My wife enjoyed her pork tenderloin, and her spaetzles had a wonderful toothy texture that absorbed well the mushroom gravy.  My father-in-law got the jager schnitzel, which he enjoyed while reflecting on his years in Germany.  He and my wife clinked great goblets of heffeweisen beer.  My mother-in-law had some anemic chicken breast, easily the least appealing dish on our table.  A butter-wine gravy tinted the chicken, but there was not much she seemed to enjoy on the dish.  Nor was she impressed with her schorle, a reisling spritzed with soda water.
Dessert, however, was scrumptious.  We shared a cold highball of thick vanilla ice cream layered with raspberries.  The apple strudel was charmed with a conservative sweetness, a delicate balance of smooth cream against firm apples. The coffee was as dark and aromatic as the dining room. 
Service was briefly apologetic to my mother-in-law over the schorle before bringing more seltzer water.  Mixing a light drink is anti-intuitive, unnatural to a restaurateur, especially at the prices Hofbrauhaus charges.  The proprietress lapped our table twice, giving a history of Helen. Unfortunately the spiel was in German and thus lost on me, but I preferred listening to the crackly, trebled recordings of Wagner, Beethoven’s ninth, and German drinking songs.

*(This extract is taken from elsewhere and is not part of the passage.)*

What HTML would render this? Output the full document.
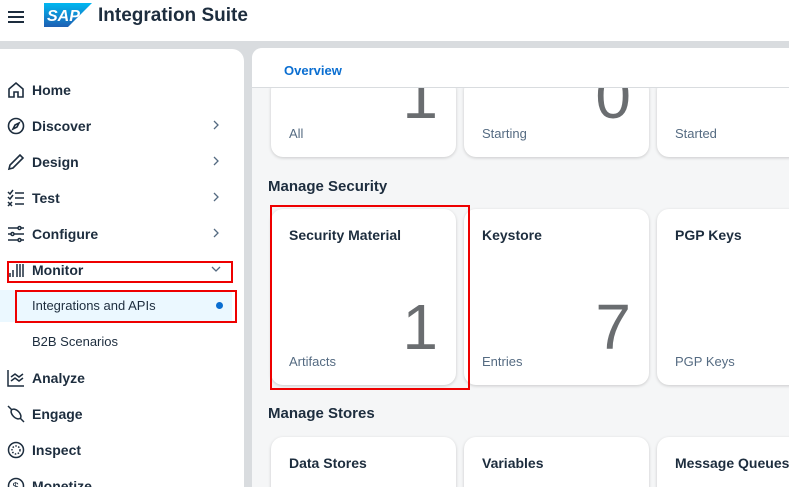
<!DOCTYPE html>
<html><head><style>
*{margin:0;padding:0;box-sizing:border-box}
html,body{width:789px;height:487px;overflow:hidden}
body{background:#d9dcdf;font-family:"Liberation Sans",sans-serif;position:relative;color:#1d2d3e}
.hdr{position:absolute;left:0;top:0;width:789px;height:41px;background:#fff}
.side{position:absolute;left:0;top:49px;width:244px;height:438px;background:#fff;border-top-right-radius:12px;overflow:hidden}
.item{position:absolute;left:32px;font-size:14px;font-weight:bold;color:#1d2d3e}
.sub{position:absolute;left:32px;font-size:13px;color:#1d2d3e}
.chev{position:absolute;left:211px;width:10px;height:10px}
.ic{position:absolute;left:7px;width:18px;height:18px}
.main{position:absolute;left:252px;top:48px;width:540px;height:439px;background:#f5f6f7;border-top-left-radius:10px;overflow:hidden}
.tabs{position:absolute;left:0;top:0;width:100%;height:40px;background:#fff;border-bottom:1px solid #d9dcdf;z-index:5}
.tile{position:absolute;width:185px;background:#fff;border-radius:12px;box-shadow:0 1px 3px rgba(0,0,0,.18)}
.tt{position:absolute;left:18px;top:18px;font-size:14px;font-weight:bold}
.ts{position:absolute;left:18px;bottom:16px;font-size:13px;color:#556b82}
.num{position:absolute;right:18px;font-size:64px;color:#6a6d70;line-height:1}
.h{position:absolute;left:16px;font-size:15px;font-weight:bold;color:#1d2d3e}
.red{position:absolute;border:2px solid #e00;z-index:9}
</style></head><body>
<div class="hdr">
<div style="position:absolute;left:8px;top:11px;width:16px;height:2px;background:#1d2d3e;box-shadow:0 5px 0 #1d2d3e,0 10px 0 #1d2d3e"></div>
<svg style="position:absolute;left:44px;top:3px" width="48" height="24" viewBox="0 0 48 24"><defs><linearGradient id="g" x1="0" y1="0" x2="0" y2="1"><stop offset="0" stop-color="#00b8f1"/><stop offset="1" stop-color="#1e5fb3"/></linearGradient></defs><polygon points="0,0 48,0 24,24 0,24" fill="url(#g)"/><text x="3" y="18" font-family="Liberation Sans" font-weight="bold" font-style="italic" font-size="16" fill="#fff">SAP</text></svg>
<div style="position:absolute;left:98px;top:5px;font-size:19px;font-weight:bold;color:#1d2d3e">Integration Suite</div>
</div>
<div class="side">
<svg class="ic" style="top:32px" viewBox="0 0 18 18" fill="none" stroke="#1d2d3e" stroke-width="1.6"><path d="M2 8L9 2l7 6v8H11v-5H7v5H2z"/></svg>
<div class="item" style="top:33px">Home</div>
<svg class="ic" style="top:68px" viewBox="0 0 18 18" fill="none" stroke="#1d2d3e" stroke-width="1.6"><circle cx="9" cy="9" r="7.5"/><path d="M12 6l-2 4-4 2 2-4z"/></svg>
<div class="item" style="top:69px">Discover</div><svg class="chev" style="top:71px" viewBox="0 0 10 10" fill="none" stroke="#556b82" stroke-width="1.3"><path d="M3 1l4 4-4 4"/></svg>
<svg class="ic" style="top:104px" viewBox="0 0 18 18" fill="none" stroke="#1d2d3e" stroke-width="1.6"><path d="M2 16l1-4L13 2l3 3L6 15z"/></svg>
<div class="item" style="top:105px">Design</div><svg class="chev" style="top:107px" viewBox="0 0 10 10" fill="none" stroke="#556b82" stroke-width="1.3"><path d="M3 1l4 4-4 4"/></svg>
<svg class="ic" style="top:140px" viewBox="0 0 18 18" fill="none" stroke="#1d2d3e" stroke-width="1.5"><path d="M1 3l2 2 3-4M1 8l2 2 3-4M1 13l4 4M5 13l-4 4M8 4h9M8 9h9M8 15h9"/></svg>
<div class="item" style="top:141px">Test</div><svg class="chev" style="top:143px" viewBox="0 0 10 10" fill="none" stroke="#556b82" stroke-width="1.3"><path d="M3 1l4 4-4 4"/></svg>
<svg class="ic" style="top:176px" viewBox="0 0 18 18" fill="none" stroke="#1d2d3e" stroke-width="1.5"><path d="M1 3h10M14 3h3M1 9h3M7 9h10M1 15h10M14 15h3"/><circle cx="12.5" cy="3" r="1.5"/><circle cx="5.5" cy="9" r="1.5"/><circle cx="12.5" cy="15" r="1.5"/></svg>
<div class="item" style="top:177px">Configure</div><svg class="chev" style="top:179px" viewBox="0 0 10 10" fill="none" stroke="#556b82" stroke-width="1.3"><path d="M3 1l4 4-4 4"/></svg>
<svg class="ic" style="top:212px" viewBox="0 0 18 18" fill="none" stroke="#1d2d3e" stroke-width="1.5"><path d="M3 12v4M6 9v7M10 3v13M13 3v13M16 3v13"/></svg>
<div class="item" style="top:213px">Monitor</div><svg class="chev" style="top:215px" viewBox="0 0 10 10" fill="none" stroke="#556b82" stroke-width="1.3"><path d="M1 3l4 4 4-4"/></svg>
<div style="position:absolute;left:0;top:241px;width:232px;height:32px;background:#ebf8ff"></div>
<div class="sub" style="top:249px">Integrations and APIs</div>
<div style="position:absolute;left:216px;top:253px;width:7px;height:7px;border-radius:50%;background:#0a6ed1"></div>
<div class="sub" style="top:285px">B2B Scenarios</div>
<svg class="ic" style="top:320px" viewBox="0 0 18 18" fill="none" stroke="#1d2d3e" stroke-width="1.5"><path d="M1 1v16h16M4 8l4-3 4 3 4-3M4 12l4-3 4 3 4-3"/></svg>
<div class="item" style="top:321px">Analyze</div>
<svg class="ic" style="top:356px" viewBox="0 0 18 18" fill="none" stroke="#1d2d3e" stroke-width="1.5"><path d="M1 1l4 4M13 13l4 4"/><ellipse cx="9" cy="9" rx="6" ry="3.5" transform="rotate(45 9 9)"/></svg>
<div class="item" style="top:357px">Engage</div>
<svg class="ic" style="top:392px" viewBox="0 0 18 18" fill="none" stroke="#1d2d3e" stroke-width="1.5"><circle cx="9" cy="9" r="7.5"/><circle cx="9" cy="9" r="4" stroke-dasharray="1.5 1.5"/></svg>
<div class="item" style="top:393px">Inspect</div>
<svg class="ic" style="top:428px" viewBox="0 0 18 18" fill="none" stroke="#1d2d3e" stroke-width="1.5"><circle cx="9" cy="9" r="7.5"/><text x="5.5" y="13" font-size="11" fill="#1d2d3e" stroke="none">$</text></svg>
<div class="item" style="top:429px">Monetize</div>
</div>
<div class="red" style="left:7px;top:261px;width:226px;height:22px"></div>
<div class="red" style="left:15px;top:290px;width:222px;height:33px"></div>
<div class="main">
<div class="tabs"><div style="position:absolute;left:32px;top:15px;font-size:13px;font-weight:bold;color:#0a6ed1">Overview</div></div>
<div class="tile" style="left:19px;top:30px;height:79px"><div class="num" style="top:-14px">1</div><div class="ts">All</div></div>
<div class="tile" style="left:212px;top:30px;height:79px"><div class="num" style="top:-14px">0</div><div class="ts">Starting</div></div>
<div class="tile" style="left:405px;top:30px;height:79px"><div class="ts">Started</div></div>
<div class="h" style="top:130px">Manage Security</div>
<div class="tile" style="left:19px;top:161px;height:176px"><div class="tt">Security Material</div><div class="num" style="top:86px">1</div><div class="ts">Artifacts</div></div>
<div class="tile" style="left:212px;top:161px;height:176px"><div class="tt">Keystore</div><div class="num" style="top:86px">7</div><div class="ts">Entries</div></div>
<div class="tile" style="left:405px;top:161px;height:176px"><div class="tt">PGP Keys</div><div class="ts">PGP Keys</div></div>
<div class="h" style="top:357px">Manage Stores</div>
<div class="tile" style="left:19px;top:389px;height:100px"><div class="tt">Data Stores</div></div>
<div class="tile" style="left:212px;top:389px;height:100px"><div class="tt">Variables</div></div>
<div class="tile" style="left:405px;top:389px;height:100px"><div class="tt">Message Queues</div></div>
</div>
<div class="red" style="left:270px;top:205px;width:200px;height:185px"></div>
</body></html>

Overall, the restaurant presented decent, hearty food.  But it served German peasant fare at the prices of refined food.  In fact, the whole town seems to snarl at tourists while simultaneously greeting them, mocking the passer-bys with high prices on anything from parking to food. Economic panthers. The kicker, and the ultimate downturn of events, was that our server included a gratuity on the check, failing to disclose this information.  I found that gesture to be a direct deception, and I read other complaints about this very thing. If you find yourself in Helen Ga, Hofbrauhaus is probably the best option for a German meal, but be prepared to pay more than you should, and watch for an included gratuity.